There's going to be a limit to how much they can raise prices, because someone can always build out a datacenter and fill it up with open source DeepSeek inference and undercut your prices by 10x while still making a very good ROI--and that's a business model right there. Right now I'm sure there's a lot of people who will protest that they couldn't do their jobs with lesser models, but as time goes on that will get less and less. Already right now the consumers who are using AI for writing presentations, cooking recipe generation and ELI5 answers for common things, aren't going to be missing much from a lesser model. That'll actually only start to get cheaper over time.
Also for business needs, as AI inference costs escalate there comes a point where businesses rediscover human intelligence again, and start hiring/training people to do more work to use lesser models--if that is more productive in the end than shelling out large amounts of cash for inference on the latest models. [Although given how much companies waste on AWS, there's a lot of tolerance for overspending in corporations...]

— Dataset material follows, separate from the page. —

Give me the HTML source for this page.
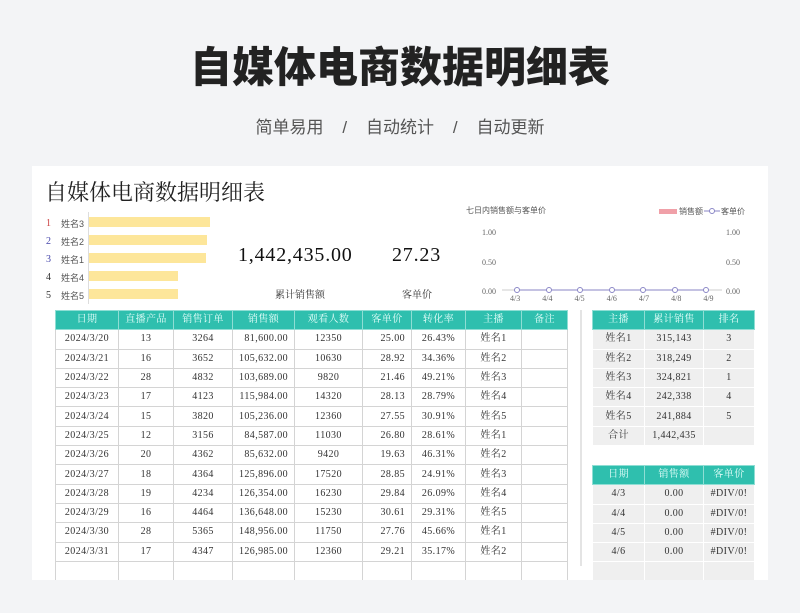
<!DOCTYPE html>
<html><head><meta charset="utf-8"><style>
*{margin:0;padding:0;box-sizing:border-box}
body{width:800px;height:613px;background:#f3f4f6;font-family:"Liberation Sans","Noto Sans CJK SC",sans-serif;position:relative;overflow:hidden}
.t{position:absolute;left:0;width:800px;text-align:center;top:34px;font-size:42px;font-weight:900;color:#222}
.s{position:absolute;left:0;width:800px;text-align:center;top:113px;font-size:17px;color:#555}
.card{position:absolute;left:32px;top:166px;width:736px;height:414px;background:#fff;overflow:hidden}
.ab{position:absolute}
.serif{font-family:"Liberation Serif","Noto Serif CJK SC",serif}
table{border-collapse:collapse;position:absolute;font-family:"Liberation Serif","Noto Serif CJK SC",serif;font-size:10px;color:#333;letter-spacing:0.4px}
td,th{height:19.3px;line-height:12px;text-align:center;vertical-align:middle;padding:0;white-space:nowrap;overflow:hidden}
th{background:#2fbfae;color:#e8fffb;font-weight:normal;border:1px solid #8fded4}
#m td{border:1px solid #d4d4d4}
#m td.r{text-align:right;padding-right:6px}
.g td{background:#efefef;border:1px solid #fff}
</style></head><body>
<div class="t">自媒体电商数据明细表</div>
<div class="s">简单易用 &nbsp;&nbsp; / &nbsp;&nbsp; 自动统计 &nbsp;&nbsp; / &nbsp;&nbsp; 自动更新</div>
<div class="card">
<div class="ab serif" style="left:13px;top:10px;font-size:22px;color:#222">自媒体电商数据明细表</div>
<div class="ab" style="left:56px;top:46px;width:1px;height:92px;background:#ddd"></div>
<div class="ab serif" style="left:14px;top:49px;font-size:10px;line-height:18px;color:#333">
<div style="color:#c44">1</div><div style="color:#44a">2</div><div style="color:#44a">3</div><div>4</div><div>5</div></div>
<div class="ab" style="left:29px;top:49px;font-size:9px;line-height:18px;color:#555">姓名3<br>姓名2<br>姓名1<br>姓名4<br>姓名5</div>
<div class="ab" style="left:57px;top:51px;width:121px;height:10px;background:#fde69a"></div>
<div class="ab" style="left:57px;top:69px;width:118px;height:10px;background:#fde69a"></div>
<div class="ab" style="left:57px;top:87px;width:117px;height:10px;background:#fde69a"></div>
<div class="ab" style="left:57px;top:105px;width:89px;height:10px;background:#fde69a"></div>
<div class="ab" style="left:57px;top:123px;width:89px;height:10px;background:#fde69a"></div>
<div class="ab serif" style="left:206px;top:78px;font-size:20px;color:#111;letter-spacing:0.8px">1,442,435.00</div>
<div class="ab serif" style="left:360px;top:78px;font-size:20px;color:#111;letter-spacing:0.8px">27.23</div>
<div class="ab serif" style="left:243px;top:120px;font-size:10px;color:#333">累计销售额</div>
<div class="ab serif" style="left:370px;top:120px;font-size:10px;color:#333">客单价</div>
<div class="ab" style="left:434px;top:39px;font-size:8px;color:#555">七日内销售额与客单价</div>
<div class="ab" style="left:627px;top:43px;width:18px;height:5px;background:#f0a0a8"></div>
<div class="ab" style="left:647px;top:40px;font-size:8px;color:#555">销售额</div>
<svg class="ab" style="left:672px;top:41px" width="16" height="8"><line x1="0" y1="4" x2="16" y2="4" stroke="#8a86c6"/><circle cx="8" cy="4" r="2.5" fill="#fff" stroke="#8a86c6"/></svg>
<div class="ab" style="left:689px;top:40px;font-size:8px;color:#555">客单价</div>
<div class="ab serif" style="left:450px;top:52px;font-size:8px;color:#666;line-height:29.5px">1.00<br>0.50<br>0.00</div>
<div class="ab serif" style="left:694px;top:52px;font-size:8px;color:#666;line-height:29.5px">1.00<br>0.50<br>0.00</div>
<svg class="ab" style="left:468px;top:118px" width="224" height="20"><line x1="2" y1="6" x2="222" y2="6" stroke="#ccc"/><polyline points="17,6 49,6 80,6 112,6 143,6 175,6 206,6" fill="none" stroke="#8a86c6"/><g fill="#fff" stroke="#8a86c6"><circle cx="17" cy="6" r="2.5"/><circle cx="49" cy="6" r="2.5"/><circle cx="80" cy="6" r="2.5"/><circle cx="112" cy="6" r="2.5"/><circle cx="143" cy="6" r="2.5"/><circle cx="175" cy="6" r="2.5"/><circle cx="206" cy="6" r="2.5"/></g></svg>
<div class="ab serif" style="left:478px;top:128px;font-size:8px;color:#666;word-spacing:20px">4/3 4/4 4/5 4/6 4/7 4/8 4/9</div>
<table id="m" style="left:23px;top:144px;width:513px">
<tr><th style="width:63px">日期</th><th style="width:55px">直播产品</th><th style="width:59px">销售订单</th><th style="width:62px">销售额</th><th style="width:68px">观看人数</th><th style="width:49px">客单价</th><th style="width:54px">转化率</th><th style="width:56px">主播</th><th>备注</th></tr>
<tr><td>2024/3/20</td><td>13</td><td>3264</td><td class="r">81,600.00</td><td>12350</td><td class="r">25.00</td><td>26.43%</td><td>姓名1</td><td></td></tr>
<tr><td>2024/3/21</td><td>16</td><td>3652</td><td class="r">105,632.00</td><td>10630</td><td class="r">28.92</td><td>34.36%</td><td>姓名2</td><td></td></tr>
<tr><td>2024/3/22</td><td>28</td><td>4832</td><td class="r">103,689.00</td><td>9820</td><td class="r">21.46</td><td>49.21%</td><td>姓名3</td><td></td></tr>
<tr><td>2024/3/23</td><td>17</td><td>4123</td><td class="r">115,984.00</td><td>14320</td><td class="r">28.13</td><td>28.79%</td><td>姓名4</td><td></td></tr>
<tr><td>2024/3/24</td><td>15</td><td>3820</td><td class="r">105,236.00</td><td>12360</td><td class="r">27.55</td><td>30.91%</td><td>姓名5</td><td></td></tr>
<tr><td>2024/3/25</td><td>12</td><td>3156</td><td class="r">84,587.00</td><td>11030</td><td class="r">26.80</td><td>28.61%</td><td>姓名1</td><td></td></tr>
<tr><td>2024/3/26</td><td>20</td><td>4362</td><td class="r">85,632.00</td><td>9420</td><td class="r">19.63</td><td>46.31%</td><td>姓名2</td><td></td></tr>
<tr><td>2024/3/27</td><td>18</td><td>4364</td><td class="r">125,896.00</td><td>17520</td><td class="r">28.85</td><td>24.91%</td><td>姓名3</td><td></td></tr>
<tr><td>2024/3/28</td><td>19</td><td>4234</td><td class="r">126,354.00</td><td>16230</td><td class="r">29.84</td><td>26.09%</td><td>姓名4</td><td></td></tr>
<tr><td>2024/3/29</td><td>16</td><td>4464</td><td class="r">136,648.00</td><td>15230</td><td class="r">30.61</td><td>29.31%</td><td>姓名5</td><td></td></tr>
<tr><td>2024/3/30</td><td>28</td><td>5365</td><td class="r">148,956.00</td><td>11750</td><td class="r">27.76</td><td>45.66%</td><td>姓名1</td><td></td></tr>
<tr><td>2024/3/31</td><td>17</td><td>4347</td><td class="r">126,985.00</td><td>12360</td><td class="r">29.21</td><td>35.17%</td><td>姓名2</td><td></td></tr>
<tr><td>&nbsp;</td><td></td><td></td><td></td><td></td><td></td><td></td><td></td><td></td></tr>
</table>
<div class="ab" style="left:548px;top:144px;width:2px;height:256px;background:#e4e4e4"></div>
<table class="g" style="left:560px;top:144px;width:163px">
<tr><th style="width:52px">主播</th><th style="width:59px">累计销售</th><th>排名</th></tr>
<tr><td>姓名1</td><td>315,143</td><td>3</td></tr>
<tr><td>姓名2</td><td>318,249</td><td>2</td></tr>
<tr><td>姓名3</td><td>324,821</td><td>1</td></tr>
<tr><td>姓名4</td><td>242,338</td><td>4</td></tr>
<tr><td>姓名5</td><td>241,884</td><td>5</td></tr>
<tr><td>合计</td><td>1,442,435</td><td></td></tr>
</table>
<table class="g" style="left:560px;top:299px;width:163px">
<tr><th style="width:52px">日期</th><th style="width:59px">销售额</th><th>客单价</th></tr>
<tr><td>4/3</td><td>0.00</td><td>#DIV/0!</td></tr>
<tr><td>4/4</td><td>0.00</td><td>#DIV/0!</td></tr>
<tr><td>4/5</td><td>0.00</td><td>#DIV/0!</td></tr>
<tr><td>4/6</td><td>0.00</td><td>#DIV/0!</td></tr>
<tr><td>&nbsp;</td><td></td><td></td></tr>
</table>
</div>
</body></html>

Not sure how it all works out. Currently trillion dollar companies can't make a native app for platforms. Everything is just JS/Electron because economics does not work for them.
And here companies can make GW data center running very expensive GPUs for 1/10th of current prices. Sound little fanciful to me.
And at some point even frontier model costs will hopefully come down (if there is still a meaningful difference between closed and open source models at that point) as all of the compute that's being built out right now comes online.